For background, see my post from yesterday.

That is the question being asked by the International Brotherhood of Electrical Workers (IBEW), who make up the vast majority of the DWP workers. They have stepped up the pressure this week on the DWP, to ensure that the DWP is prepared for the summer heat and able to respond to a major crisis.

For over a decade, DWP management has been reducing critical staff positions and neglecting routine maintenance. This has left DWP workers frustrated and angry. They are forced to work overtime to make up for staff shortages and then blamed because there is so much overtime.
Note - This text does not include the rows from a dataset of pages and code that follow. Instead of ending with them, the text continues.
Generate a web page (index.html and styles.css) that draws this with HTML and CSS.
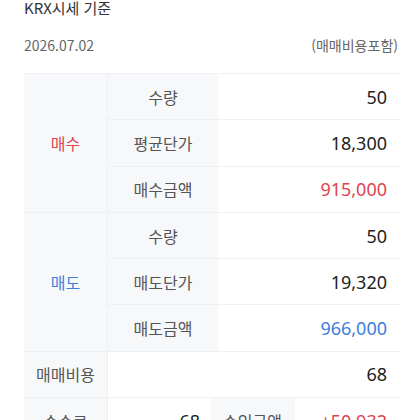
FILE: index.html
```html
<!DOCTYPE html>
<html lang="ko">
<head>
<meta charset="utf-8">
<link rel="stylesheet" href="styles.css">
</head>
<body>
<div class="page">
  <div class="title">KRX시세 기준</div>
  <div class="meta">
    <span class="date">2026.07.02</span>
    <span class="note">(매매비용포함)</span>
  </div>
  <div class="table">
    <div class="cell group buy r3">매수</div>
    <div class="cell label wide">수량</div>
    <div class="cell value rest">50</div>
    <div class="cell label wide">평균단가</div>
    <div class="cell value rest">18,300</div>
    <div class="cell label wide">매수금액</div>
    <div class="cell value rest red">915,000</div>

    <div class="cell group sell r3">매도</div>
    <div class="cell label wide">수량</div>
    <div class="cell value rest">50</div>
    <div class="cell label wide">매도단가</div>
    <div class="cell value rest">19,320</div>
    <div class="cell label wide">매도금액</div>
    <div class="cell value rest blue">966,000</div>

    <div class="cell label first">매매비용</div>
    <div class="cell value all">68</div>

    <div class="cell label first">수수료</div>
    <div class="cell value fee">68</div>
    <div class="cell label income">수입금액</div>
    <div class="cell value red">+50,932</div>
  </div>
</div>
</body>
</html>
```

FILE: styles.css
```css
html, body {
  margin: 0;
  padding: 0;
  background: #ffffff;
}
body {
  font-family: "Noto Sans CJK KR", "Noto Sans", sans-serif;
  color: #222;
}
.page {
  padding: 0 20px 0 24px;
}
.title {
  font-size: 15px;
  line-height: 16px;
  color: #333;
}
.meta {
  display: flex;
  justify-content: space-between;
  align-items: center;
  margin-top: 20px;
  height: 18px;
  font-size: 14px;
  color: #666;
}
.note {
  margin-right: 2px;
}
.table {
  margin-top: 19px;
  display: grid;
  grid-template-columns: 84px 102px 8px 77px 105px;
  grid-auto-rows: 46.3px;
  border-top: 1px solid #eef0f3;
}
.cell {
  display: flex;
  align-items: center;
  font-size: 16px;
  border-bottom: 1px solid #eef0f3;
  box-sizing: border-box;
  white-space: nowrap;
}
.group {
  justify-content: center;
  background: #f7f8fa;
  border-right: 1px solid #eceef1;
  grid-column: 1;
}
.r3 {
  grid-row: span 3;
}
.label {
  justify-content: center;
  background: #f7f8fa;
  color: #555;
}
.label.wide {
  grid-column: 2 / 4;
}
.label.first {
  border-right: 1px solid #eceef1;
}
.value {
  justify-content: flex-end;
  padding-right: 13px;
  color: #222;
  background: #fff;
  font-family: "Noto Sans", "Noto Sans CJK KR", sans-serif;
  font-size: 18px;
}
.value.rest {
  grid-column: 4 / 6;
}
.value.all {
  grid-column: 2 / 6;
}
.value.fee {
  grid-column: 2 / 3;
  padding-right: 10px;
}
.label.income {
  grid-column: 3 / 5;
}
.buy {
  color: #e0434f;
}
.sell {
  color: #3d7fdc;
}
.value.red {
  color: #e0434f;
}
.value.blue {
  color: #3d7fdc;
}
```
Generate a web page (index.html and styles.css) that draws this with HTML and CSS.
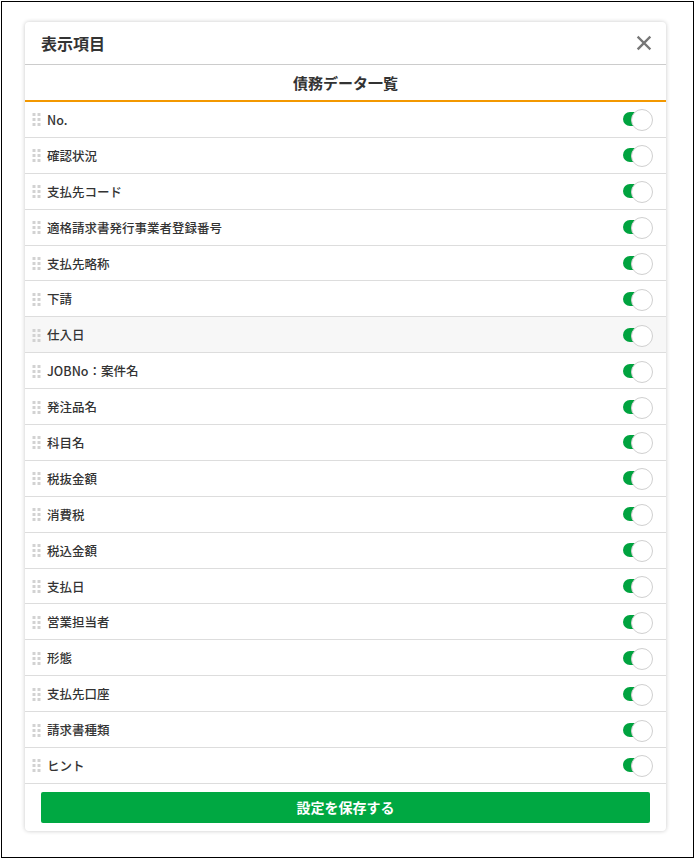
FILE: index.html
```html
<!DOCTYPE html>
<html lang="ja">
  <head>
    <meta charset="UTF-8" />
    <meta name="viewport" content="width=device-width, initial-scale=1.0" />
    <title>表示項目</title>
    <link rel="stylesheet" href="styles.css">
  </head>

  <body>
    <div class="frame">
      <div class="modal">
        <!-- ヘッダー -->
        <div class="modal-head">
          <h2 class="modal-title">表示項目</h2>
          <a href="JavaScript:;" class="close">
            <svg width="16" height="16" viewBox="0 0 16 16">
              <path d="M2.5 2.5 L13.5 13.5 M13.5 2.5 L2.5 13.5" stroke="#777" stroke-width="2.4" stroke-linecap="square" />
            </svg>
          </a>
        </div>
        <div class="sub-title">債務データ一覧</div>

        <!-- 項目一覧 -->
        <ul class="item-list">
          <li><span class="handle"></span><span class="label">No.</span><span class="switch on"></span></li>
          <li><span class="handle"></span><span class="label">確認状況</span><span class="switch on"></span></li>
          <li><span class="handle"></span><span class="label">支払先コード</span><span class="switch on"></span></li>
          <li><span class="handle"></span><span class="label">適格請求書発行事業者登録番号</span><span class="switch on"></span></li>
          <li><span class="handle"></span><span class="label">支払先略称</span><span class="switch on"></span></li>
          <li><span class="handle"></span><span class="label">下請</span><span class="switch on"></span></li>
          <li class="hover"><span class="handle"></span><span class="label">仕入日</span><span class="switch on"></span></li>
          <li><span class="handle"></span><span class="label">JOBNo：案件名</span><span class="switch on"></span></li>
          <li><span class="handle"></span><span class="label">発注品名</span><span class="switch on"></span></li>
          <li><span class="handle"></span><span class="label">科目名</span><span class="switch on"></span></li>
          <li><span class="handle"></span><span class="label">税抜金額</span><span class="switch on"></span></li>
          <li><span class="handle"></span><span class="label">消費税</span><span class="switch on"></span></li>
          <li><span class="handle"></span><span class="label">税込金額</span><span class="switch on"></span></li>
          <li><span class="handle"></span><span class="label">支払日</span><span class="switch on"></span></li>
          <li><span class="handle"></span><span class="label">営業担当者</span><span class="switch on"></span></li>
          <li><span class="handle"></span><span class="label">形態</span><span class="switch on"></span></li>
          <li><span class="handle"></span><span class="label">支払先口座</span><span class="switch on"></span></li>
          <li><span class="handle"></span><span class="label">請求書種類</span><span class="switch on"></span></li>
          <li><span class="handle"></span><span class="label">ヒント</span><span class="switch on"></span></li>
        </ul>

        <!-- 保存ボタン -->
        <div class="modal-foot">
          <button class="btn-save">設定を保存する</button>
        </div>
      </div>
    </div>
  </body>
</html>
```

FILE: styles.css
```css
* {
  margin: 0;
  padding: 0;
  box-sizing: border-box;
}

ul {
  list-style: none;
}

body {
  font-family: "Noto Sans CJK JP", "Liberation Sans", sans-serif;
  color: #333;
  background-color: #fff;
}

.frame {
  width: 693px;
  height: 857px;
  margin: 1px 0 0 1px;
  border: 1px solid #000;
  padding: 20px 0 0 23px;
}

.modal {
  width: 641px;
  background-color: #fff;
  border-radius: 4px;
  box-shadow: 0 0 4px rgba(0, 0, 0, 0.22);
}

/* ヘッダー */
.modal-head {
  height: 43px;
  display: flex;
  align-items: center;
  justify-content: space-between;
  padding: 0 14px 0 16px;
  border-bottom: 1px solid #ccc;
}
.modal-title {
  font-size: 16px;
  font-weight: 700;
  color: #333;
}
.close {
  display: flex;
  width: 16px;
  height: 16px;
}

.sub-title {
  height: 37px;
  line-height: 35px;
  text-align: center;
  font-size: 15px;
  font-weight: 700;
  border-bottom: 2px solid #f39800;
}

/* 一覧 */
.item-list li {
  height: 35.9px;
  display: flex;
  align-items: center;
  padding: 0 13px 0 7px;
  border-bottom: 1px solid #ddd;
}
.item-list li.hover {
  background-color: #f7f7f7;
}

.handle {
  width: 9px;
  height: 14px;
  margin-right: 6px;
  background-image: radial-gradient(circle, #d2d2d2 1.6px, transparent 1.8px);
  background-size: 5px 5px;
  background-position: -0.5px 0;
}

.label {
  flex: 1;
  font-size: 12.5px;
  font-weight: 500;
  color: #333;
}

/* トグル */
.switch {
  position: relative;
  width: 30px;
  height: 20px;
}
.switch::before {
  content: "";
  position: absolute;
  left: 0;
  top: 3px;
  width: 24px;
  height: 14px;
  border-radius: 7px;
  background-color: #ccc;
}
.switch.on::before {
  background-color: #00a33f;
}
.switch::after {
  content: "";
  position: absolute;
  right: 0;
  top: 0;
  width: 20px;
  height: 20px;
  border-radius: 50%;
  background-color: #fff;
  border: 1px solid #d0d0d0;
}

/* フッター */
.modal-foot {
  padding: 8px 16px 8px;
}
.btn-save {
  display: block;
  width: 100%;
  height: 31px;
  border: none;
  border-radius: 2px;
  background-color: #00a842;
  color: #fff;
  font-family: inherit;
  font-size: 14px;
  font-weight: 700;
  cursor: pointer;
}
```
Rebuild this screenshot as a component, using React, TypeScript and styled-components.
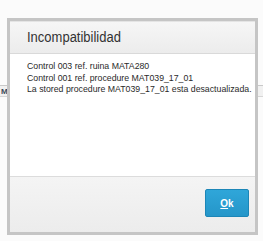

They are forced to use “band-aid” fixes on a system that badly needs real updating and repair. They know that the failure of management at the DWP to address longstanding problems means that the DWP is not ready for another heat wave, like the one that happened in 2006, let alone a major natural disaster or terrorist attack.

The IBEW workers have been highlighting this dangerous lack of preparedness in a series of press releases, direct activism and the production of a DVD exposing the problems at the DWP. They have been rewarded with a nasty editorial in the LA Daily News, attacking their activism. The paper does not disagree about the the problems at the DWP, but uses it to blame the workers for the problems.

But how about taking on some of the responsibility, maybe suggesting deferring workers' raises this year to hire more workers or turning down future raises so ratepayers don't have to take on another rate hike?

That would never happen because the union isn't really interested in the best interests of the public, just its own membership. So it's offensive for the union to wax moralistic about how unwisely the DWP spent its money when the union was endorsing those bad financial decisions all along.

It's time the IBEW started giving back to the city or the city started looking at alternatives to owning its own inefficient utility.

Aha! Now we know what the LA Daily News is really after, courtesy of that last line: privatization. That's not what voters want. They want the DWP they had in 1994. In 1994, the Northridge earthquake severely damaged the electrical and water infrastructure in Los Angeles. Despite the damage, Los Angeles Department of Water and Power workers swiftly restored safe drinking water and reliable power to the millions of Los Angeles residents who depend on them. The DWP won kudos from everyone for its swift and effective response of DWP workers to the disaster.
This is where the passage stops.